BEGIN Provided data

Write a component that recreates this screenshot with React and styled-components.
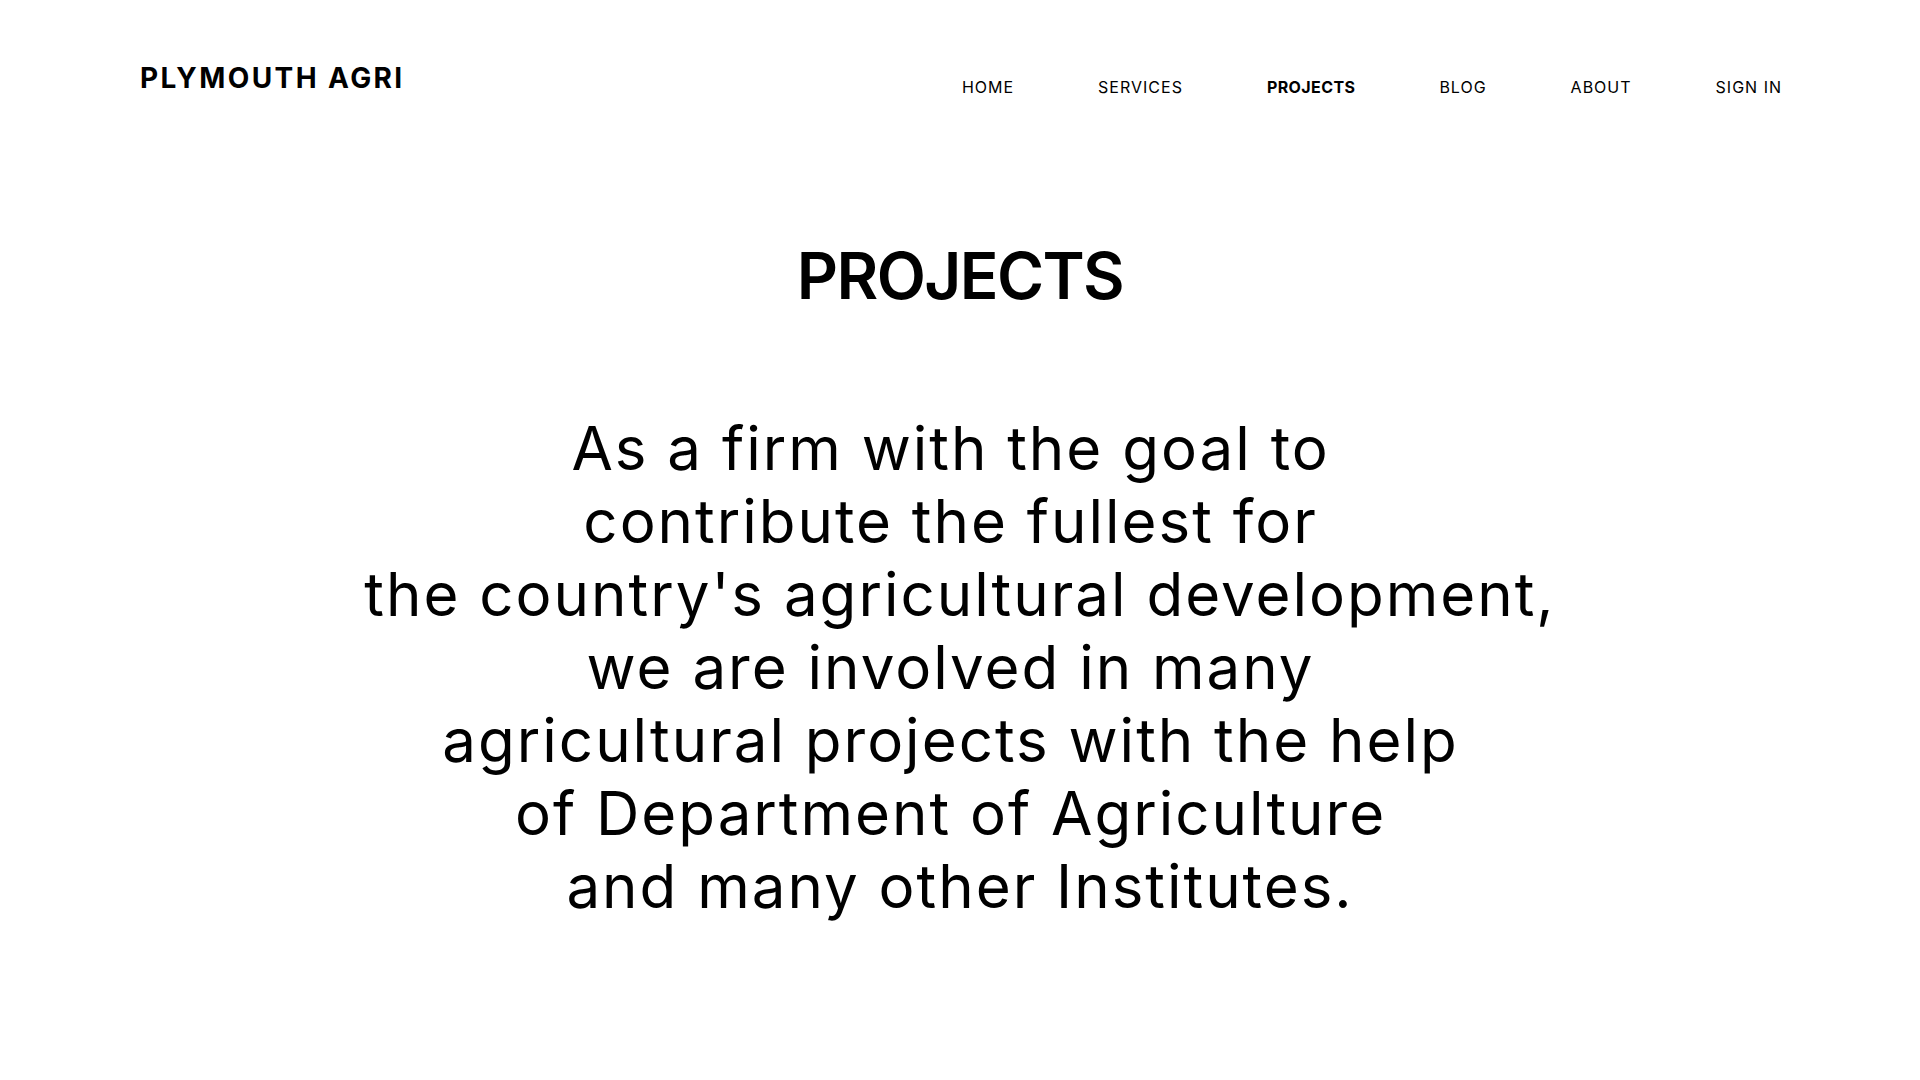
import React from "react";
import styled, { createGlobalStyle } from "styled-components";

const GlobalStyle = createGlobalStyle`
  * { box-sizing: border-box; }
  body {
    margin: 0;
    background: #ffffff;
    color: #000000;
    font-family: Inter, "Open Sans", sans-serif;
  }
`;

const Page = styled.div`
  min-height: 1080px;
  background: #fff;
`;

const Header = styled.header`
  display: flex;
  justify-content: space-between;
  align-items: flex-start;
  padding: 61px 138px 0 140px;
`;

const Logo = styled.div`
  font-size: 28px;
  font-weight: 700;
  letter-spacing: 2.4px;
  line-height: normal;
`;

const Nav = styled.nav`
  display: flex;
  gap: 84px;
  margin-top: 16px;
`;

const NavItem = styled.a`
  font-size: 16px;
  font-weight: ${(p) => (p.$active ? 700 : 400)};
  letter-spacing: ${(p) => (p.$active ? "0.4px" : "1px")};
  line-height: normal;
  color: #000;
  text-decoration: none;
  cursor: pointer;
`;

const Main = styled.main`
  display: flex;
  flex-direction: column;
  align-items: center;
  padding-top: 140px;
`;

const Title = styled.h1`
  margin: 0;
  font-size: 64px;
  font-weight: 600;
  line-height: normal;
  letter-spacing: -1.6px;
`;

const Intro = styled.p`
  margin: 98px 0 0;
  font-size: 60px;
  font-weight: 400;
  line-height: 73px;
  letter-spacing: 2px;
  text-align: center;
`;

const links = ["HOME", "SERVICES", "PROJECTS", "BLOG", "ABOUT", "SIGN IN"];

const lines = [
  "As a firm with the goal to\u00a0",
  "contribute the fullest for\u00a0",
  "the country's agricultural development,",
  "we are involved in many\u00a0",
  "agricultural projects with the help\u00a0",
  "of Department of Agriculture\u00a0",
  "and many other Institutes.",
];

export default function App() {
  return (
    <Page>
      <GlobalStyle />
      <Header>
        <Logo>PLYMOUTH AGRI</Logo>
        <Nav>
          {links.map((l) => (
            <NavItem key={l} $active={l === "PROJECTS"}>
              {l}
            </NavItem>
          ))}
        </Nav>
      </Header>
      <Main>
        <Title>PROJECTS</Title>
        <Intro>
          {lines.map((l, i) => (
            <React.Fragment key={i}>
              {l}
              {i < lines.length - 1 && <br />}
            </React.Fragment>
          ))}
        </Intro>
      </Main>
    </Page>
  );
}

END Provided data
BEGIN Provided data

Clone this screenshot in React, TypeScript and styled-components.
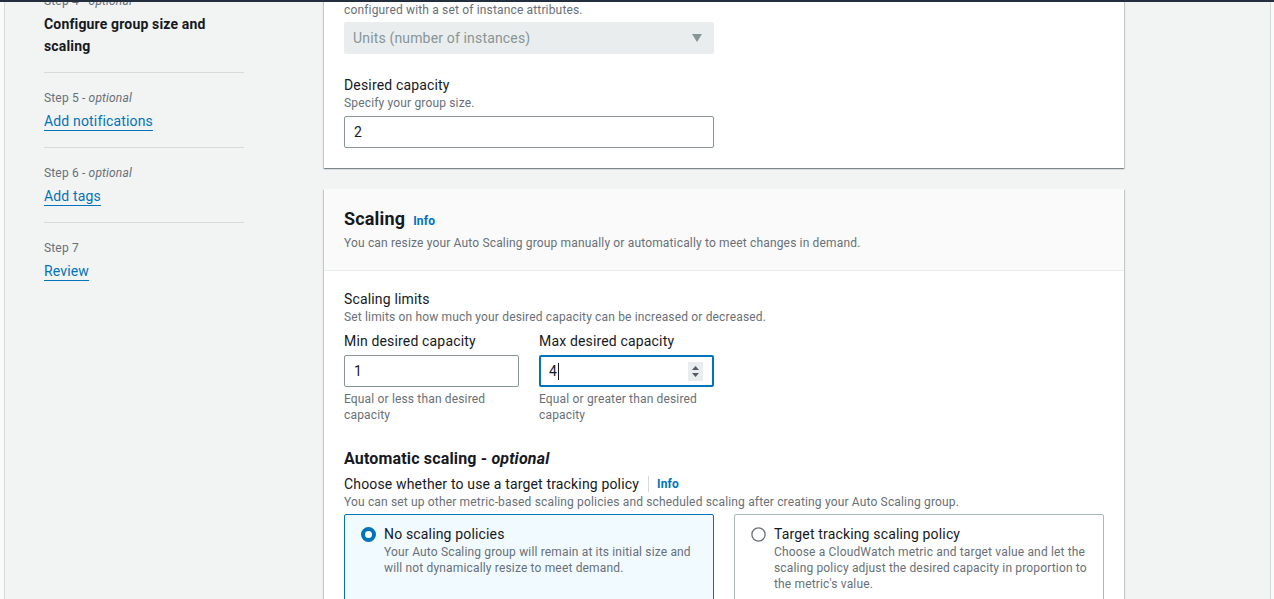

END Provided data

§ What is expected:
Look through the lines above and collect those with the word "screenshot".

§ Solution below:
Write a component that recreates this screenshot with React and styled-components.
Clone this screenshot in React, TypeScript and styled-components.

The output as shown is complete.